Available records:

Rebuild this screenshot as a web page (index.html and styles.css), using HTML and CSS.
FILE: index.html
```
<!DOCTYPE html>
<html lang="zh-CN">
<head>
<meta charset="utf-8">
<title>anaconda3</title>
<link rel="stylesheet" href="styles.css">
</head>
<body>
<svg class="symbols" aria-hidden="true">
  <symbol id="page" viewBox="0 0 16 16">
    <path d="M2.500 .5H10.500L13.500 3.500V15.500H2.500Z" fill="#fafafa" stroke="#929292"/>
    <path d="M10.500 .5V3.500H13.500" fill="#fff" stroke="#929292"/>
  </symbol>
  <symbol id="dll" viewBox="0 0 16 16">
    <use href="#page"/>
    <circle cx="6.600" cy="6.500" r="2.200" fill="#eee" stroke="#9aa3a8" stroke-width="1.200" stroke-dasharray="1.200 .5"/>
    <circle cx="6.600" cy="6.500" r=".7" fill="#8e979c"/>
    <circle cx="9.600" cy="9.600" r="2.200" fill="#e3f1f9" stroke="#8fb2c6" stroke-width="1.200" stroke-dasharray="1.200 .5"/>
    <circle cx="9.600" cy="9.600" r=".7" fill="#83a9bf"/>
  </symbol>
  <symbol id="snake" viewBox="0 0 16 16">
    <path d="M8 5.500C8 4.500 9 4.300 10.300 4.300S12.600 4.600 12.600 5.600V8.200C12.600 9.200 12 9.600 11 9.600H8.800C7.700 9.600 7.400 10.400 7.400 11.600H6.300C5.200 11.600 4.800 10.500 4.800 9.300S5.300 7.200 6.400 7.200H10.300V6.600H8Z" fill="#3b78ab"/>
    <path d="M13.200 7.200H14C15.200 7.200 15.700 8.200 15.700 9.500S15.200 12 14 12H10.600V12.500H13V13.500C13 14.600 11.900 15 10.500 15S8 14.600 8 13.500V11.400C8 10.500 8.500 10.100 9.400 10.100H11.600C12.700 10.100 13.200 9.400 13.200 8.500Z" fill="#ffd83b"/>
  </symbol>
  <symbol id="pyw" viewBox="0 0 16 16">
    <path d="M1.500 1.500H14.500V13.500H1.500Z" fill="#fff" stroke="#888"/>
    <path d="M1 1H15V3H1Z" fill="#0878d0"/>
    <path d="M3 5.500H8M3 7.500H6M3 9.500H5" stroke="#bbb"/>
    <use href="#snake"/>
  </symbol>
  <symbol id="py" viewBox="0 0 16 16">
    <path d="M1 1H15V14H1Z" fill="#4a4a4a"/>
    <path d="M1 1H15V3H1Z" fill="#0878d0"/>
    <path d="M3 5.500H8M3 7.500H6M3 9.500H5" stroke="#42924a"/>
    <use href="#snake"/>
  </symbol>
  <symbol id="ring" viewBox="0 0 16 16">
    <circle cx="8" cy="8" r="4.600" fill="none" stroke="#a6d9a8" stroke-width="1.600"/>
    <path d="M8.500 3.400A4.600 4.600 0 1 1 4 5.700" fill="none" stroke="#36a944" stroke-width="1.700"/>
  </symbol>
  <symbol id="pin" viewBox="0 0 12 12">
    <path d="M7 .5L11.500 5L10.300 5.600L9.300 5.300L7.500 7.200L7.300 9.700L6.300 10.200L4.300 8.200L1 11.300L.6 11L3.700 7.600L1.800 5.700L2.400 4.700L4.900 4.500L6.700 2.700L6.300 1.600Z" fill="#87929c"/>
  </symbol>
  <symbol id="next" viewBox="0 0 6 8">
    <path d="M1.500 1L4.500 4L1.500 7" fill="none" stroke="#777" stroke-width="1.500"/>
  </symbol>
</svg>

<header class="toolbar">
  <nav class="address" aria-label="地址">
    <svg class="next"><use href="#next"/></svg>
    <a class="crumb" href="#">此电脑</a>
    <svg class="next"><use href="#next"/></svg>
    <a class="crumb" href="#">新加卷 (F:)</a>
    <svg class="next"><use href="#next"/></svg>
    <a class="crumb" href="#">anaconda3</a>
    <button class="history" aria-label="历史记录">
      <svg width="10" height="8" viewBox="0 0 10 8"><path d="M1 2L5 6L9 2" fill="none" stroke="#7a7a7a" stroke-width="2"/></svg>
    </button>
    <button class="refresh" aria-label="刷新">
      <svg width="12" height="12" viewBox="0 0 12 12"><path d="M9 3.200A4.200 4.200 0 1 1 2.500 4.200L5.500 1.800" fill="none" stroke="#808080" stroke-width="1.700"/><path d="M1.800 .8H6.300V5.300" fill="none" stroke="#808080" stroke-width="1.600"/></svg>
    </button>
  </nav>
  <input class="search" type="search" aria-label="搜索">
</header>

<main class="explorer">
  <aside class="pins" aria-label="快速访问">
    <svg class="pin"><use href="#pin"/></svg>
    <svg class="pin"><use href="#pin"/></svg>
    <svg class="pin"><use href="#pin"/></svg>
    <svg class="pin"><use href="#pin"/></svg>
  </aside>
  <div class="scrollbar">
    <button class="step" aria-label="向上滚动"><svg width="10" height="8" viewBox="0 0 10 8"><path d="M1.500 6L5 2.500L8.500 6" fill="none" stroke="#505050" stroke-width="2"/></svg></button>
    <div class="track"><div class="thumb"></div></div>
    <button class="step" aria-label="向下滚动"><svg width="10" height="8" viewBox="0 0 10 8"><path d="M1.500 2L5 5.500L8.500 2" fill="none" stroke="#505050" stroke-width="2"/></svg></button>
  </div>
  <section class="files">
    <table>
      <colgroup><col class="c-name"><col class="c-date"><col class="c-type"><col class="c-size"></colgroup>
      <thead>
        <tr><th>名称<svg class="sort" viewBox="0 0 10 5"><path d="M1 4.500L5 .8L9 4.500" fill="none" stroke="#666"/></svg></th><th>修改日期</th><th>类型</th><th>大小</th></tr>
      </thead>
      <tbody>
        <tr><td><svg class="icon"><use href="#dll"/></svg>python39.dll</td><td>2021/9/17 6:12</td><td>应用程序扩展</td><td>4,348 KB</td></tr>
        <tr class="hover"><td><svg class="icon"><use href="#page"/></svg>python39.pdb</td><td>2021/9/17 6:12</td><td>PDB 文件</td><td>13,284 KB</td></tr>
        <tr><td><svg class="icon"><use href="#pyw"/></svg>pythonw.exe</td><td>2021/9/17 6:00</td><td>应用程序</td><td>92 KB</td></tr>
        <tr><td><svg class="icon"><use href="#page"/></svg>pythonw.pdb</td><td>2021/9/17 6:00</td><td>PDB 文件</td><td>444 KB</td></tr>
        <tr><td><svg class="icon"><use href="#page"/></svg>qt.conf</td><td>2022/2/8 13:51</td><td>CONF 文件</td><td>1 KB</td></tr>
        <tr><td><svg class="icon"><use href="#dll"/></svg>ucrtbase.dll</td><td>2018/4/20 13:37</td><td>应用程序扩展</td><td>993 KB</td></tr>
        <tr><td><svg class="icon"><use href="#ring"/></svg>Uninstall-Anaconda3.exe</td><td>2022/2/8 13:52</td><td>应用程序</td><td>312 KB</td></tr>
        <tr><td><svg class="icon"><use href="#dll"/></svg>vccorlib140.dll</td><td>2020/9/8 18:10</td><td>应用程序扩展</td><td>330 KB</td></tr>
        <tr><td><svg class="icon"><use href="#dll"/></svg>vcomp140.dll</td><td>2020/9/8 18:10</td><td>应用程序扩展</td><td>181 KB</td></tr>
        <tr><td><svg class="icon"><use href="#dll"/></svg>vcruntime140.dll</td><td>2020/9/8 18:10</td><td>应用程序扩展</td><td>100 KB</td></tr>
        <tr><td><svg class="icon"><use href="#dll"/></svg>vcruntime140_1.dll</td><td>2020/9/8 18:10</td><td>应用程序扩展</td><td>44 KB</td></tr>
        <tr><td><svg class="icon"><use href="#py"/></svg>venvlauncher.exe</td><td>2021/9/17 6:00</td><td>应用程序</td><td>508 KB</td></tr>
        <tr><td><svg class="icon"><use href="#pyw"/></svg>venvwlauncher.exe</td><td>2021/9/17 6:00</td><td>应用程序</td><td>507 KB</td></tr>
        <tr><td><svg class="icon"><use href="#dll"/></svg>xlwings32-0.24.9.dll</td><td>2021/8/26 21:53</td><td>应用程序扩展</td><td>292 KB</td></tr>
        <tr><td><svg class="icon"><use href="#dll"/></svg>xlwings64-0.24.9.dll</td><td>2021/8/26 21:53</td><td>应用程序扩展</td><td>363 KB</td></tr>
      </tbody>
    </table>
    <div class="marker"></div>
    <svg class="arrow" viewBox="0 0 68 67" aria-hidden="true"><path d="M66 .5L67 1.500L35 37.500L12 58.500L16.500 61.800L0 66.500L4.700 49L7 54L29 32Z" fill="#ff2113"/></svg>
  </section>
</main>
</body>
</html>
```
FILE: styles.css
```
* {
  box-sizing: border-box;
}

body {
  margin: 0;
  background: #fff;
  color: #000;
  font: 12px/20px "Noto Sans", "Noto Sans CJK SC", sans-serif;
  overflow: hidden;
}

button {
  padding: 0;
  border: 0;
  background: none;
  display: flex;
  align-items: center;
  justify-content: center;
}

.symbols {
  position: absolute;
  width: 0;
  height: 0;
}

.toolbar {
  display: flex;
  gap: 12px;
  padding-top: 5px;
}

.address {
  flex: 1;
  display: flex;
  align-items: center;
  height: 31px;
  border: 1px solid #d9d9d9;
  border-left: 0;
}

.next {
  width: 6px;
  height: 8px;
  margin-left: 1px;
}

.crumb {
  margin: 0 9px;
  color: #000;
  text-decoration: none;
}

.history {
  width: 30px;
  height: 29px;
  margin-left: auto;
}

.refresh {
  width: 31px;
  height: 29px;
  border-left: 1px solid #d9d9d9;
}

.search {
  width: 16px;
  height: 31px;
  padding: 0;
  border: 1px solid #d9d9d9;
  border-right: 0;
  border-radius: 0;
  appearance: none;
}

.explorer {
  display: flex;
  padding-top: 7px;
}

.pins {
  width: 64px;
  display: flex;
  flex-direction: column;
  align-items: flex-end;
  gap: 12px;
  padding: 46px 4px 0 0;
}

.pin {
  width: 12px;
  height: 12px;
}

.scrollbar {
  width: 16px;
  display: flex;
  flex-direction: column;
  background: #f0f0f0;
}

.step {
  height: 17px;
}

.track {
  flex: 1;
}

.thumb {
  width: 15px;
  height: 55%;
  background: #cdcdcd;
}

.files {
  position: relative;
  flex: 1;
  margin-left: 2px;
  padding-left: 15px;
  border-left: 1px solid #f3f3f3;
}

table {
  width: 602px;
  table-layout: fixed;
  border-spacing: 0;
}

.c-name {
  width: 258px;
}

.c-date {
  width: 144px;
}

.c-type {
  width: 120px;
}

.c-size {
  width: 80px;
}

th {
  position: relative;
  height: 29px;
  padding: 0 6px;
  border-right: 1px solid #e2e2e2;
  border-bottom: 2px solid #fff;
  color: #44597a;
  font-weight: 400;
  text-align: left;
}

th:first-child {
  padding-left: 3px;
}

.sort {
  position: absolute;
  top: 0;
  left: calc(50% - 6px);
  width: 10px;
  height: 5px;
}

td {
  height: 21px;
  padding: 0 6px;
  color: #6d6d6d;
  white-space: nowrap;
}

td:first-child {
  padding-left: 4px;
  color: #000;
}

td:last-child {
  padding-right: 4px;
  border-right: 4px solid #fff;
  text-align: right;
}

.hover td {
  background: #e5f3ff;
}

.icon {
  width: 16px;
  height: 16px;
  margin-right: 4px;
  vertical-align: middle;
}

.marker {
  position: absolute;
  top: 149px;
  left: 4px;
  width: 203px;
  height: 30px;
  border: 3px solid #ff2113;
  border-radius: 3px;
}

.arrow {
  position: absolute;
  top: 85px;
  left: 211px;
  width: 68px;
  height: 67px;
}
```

...

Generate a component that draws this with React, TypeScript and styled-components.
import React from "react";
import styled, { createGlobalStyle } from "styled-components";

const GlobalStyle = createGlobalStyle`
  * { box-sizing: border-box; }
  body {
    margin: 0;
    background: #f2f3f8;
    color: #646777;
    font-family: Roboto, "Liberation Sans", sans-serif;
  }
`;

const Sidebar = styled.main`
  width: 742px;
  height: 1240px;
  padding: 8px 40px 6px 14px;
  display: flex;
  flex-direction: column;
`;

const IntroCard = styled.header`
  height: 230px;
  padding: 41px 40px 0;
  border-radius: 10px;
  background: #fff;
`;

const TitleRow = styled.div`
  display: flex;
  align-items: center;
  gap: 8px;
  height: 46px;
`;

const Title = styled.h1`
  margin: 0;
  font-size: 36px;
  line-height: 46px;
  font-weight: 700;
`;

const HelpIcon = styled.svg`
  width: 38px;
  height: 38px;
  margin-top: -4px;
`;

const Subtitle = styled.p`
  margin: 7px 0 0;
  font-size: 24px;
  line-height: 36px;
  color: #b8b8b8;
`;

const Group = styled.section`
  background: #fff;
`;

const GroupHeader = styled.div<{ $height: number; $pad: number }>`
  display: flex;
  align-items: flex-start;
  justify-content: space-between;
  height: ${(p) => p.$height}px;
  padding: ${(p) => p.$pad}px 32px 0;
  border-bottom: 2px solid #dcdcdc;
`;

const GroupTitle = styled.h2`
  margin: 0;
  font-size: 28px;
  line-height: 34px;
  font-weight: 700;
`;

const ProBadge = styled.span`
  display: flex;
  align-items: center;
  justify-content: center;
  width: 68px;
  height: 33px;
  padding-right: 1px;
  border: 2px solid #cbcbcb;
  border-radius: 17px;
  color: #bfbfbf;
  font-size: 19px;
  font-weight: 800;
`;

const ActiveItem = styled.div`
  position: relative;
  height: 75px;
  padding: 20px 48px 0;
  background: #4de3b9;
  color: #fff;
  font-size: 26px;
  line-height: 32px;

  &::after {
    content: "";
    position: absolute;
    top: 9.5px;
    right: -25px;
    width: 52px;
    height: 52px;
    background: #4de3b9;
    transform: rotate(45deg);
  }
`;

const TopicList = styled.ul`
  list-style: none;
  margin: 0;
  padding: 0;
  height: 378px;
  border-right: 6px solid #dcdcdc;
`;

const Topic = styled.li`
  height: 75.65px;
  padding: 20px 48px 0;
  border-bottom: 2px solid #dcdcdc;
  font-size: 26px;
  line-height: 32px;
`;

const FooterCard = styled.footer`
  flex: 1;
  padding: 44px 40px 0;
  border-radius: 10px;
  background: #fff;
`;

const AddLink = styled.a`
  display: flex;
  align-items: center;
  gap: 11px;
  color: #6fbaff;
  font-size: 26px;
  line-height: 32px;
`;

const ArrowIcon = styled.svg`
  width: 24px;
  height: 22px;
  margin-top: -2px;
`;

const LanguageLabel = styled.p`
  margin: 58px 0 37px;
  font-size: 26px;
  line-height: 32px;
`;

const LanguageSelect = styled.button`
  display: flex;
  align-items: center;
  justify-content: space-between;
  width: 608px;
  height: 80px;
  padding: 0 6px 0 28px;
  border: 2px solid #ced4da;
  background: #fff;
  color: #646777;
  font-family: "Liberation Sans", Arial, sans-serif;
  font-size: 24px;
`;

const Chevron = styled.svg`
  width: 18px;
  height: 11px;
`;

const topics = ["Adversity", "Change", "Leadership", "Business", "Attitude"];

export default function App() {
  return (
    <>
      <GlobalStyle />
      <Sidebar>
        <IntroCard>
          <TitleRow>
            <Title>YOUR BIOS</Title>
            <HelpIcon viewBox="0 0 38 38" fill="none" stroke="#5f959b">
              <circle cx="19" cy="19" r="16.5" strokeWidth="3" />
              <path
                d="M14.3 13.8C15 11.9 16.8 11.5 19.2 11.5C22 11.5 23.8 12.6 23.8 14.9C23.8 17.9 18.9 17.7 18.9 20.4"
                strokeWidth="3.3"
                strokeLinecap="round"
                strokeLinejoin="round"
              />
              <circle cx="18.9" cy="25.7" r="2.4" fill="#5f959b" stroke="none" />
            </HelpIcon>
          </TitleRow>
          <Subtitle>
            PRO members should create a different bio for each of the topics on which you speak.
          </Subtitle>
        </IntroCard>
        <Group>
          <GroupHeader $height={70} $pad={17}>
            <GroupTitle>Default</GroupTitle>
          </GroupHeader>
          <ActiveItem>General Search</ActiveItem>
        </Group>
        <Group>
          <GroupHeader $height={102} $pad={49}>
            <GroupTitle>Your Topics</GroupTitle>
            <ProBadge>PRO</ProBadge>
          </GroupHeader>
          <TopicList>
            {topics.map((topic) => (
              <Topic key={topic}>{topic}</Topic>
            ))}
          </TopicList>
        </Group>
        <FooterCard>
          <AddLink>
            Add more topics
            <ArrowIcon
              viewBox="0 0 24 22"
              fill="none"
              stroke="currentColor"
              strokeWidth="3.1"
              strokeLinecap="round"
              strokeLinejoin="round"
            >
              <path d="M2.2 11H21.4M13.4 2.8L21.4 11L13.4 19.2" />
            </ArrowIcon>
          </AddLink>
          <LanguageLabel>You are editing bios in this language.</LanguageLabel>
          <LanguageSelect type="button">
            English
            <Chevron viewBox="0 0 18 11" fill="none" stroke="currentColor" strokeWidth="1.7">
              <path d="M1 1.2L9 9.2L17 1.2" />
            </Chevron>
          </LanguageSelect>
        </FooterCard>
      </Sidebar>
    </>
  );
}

Directive: Copy each line of the entries that includes the word "React".

Reply:
Generate a component that draws this with React, TypeScript and styled-components.
import React from "react";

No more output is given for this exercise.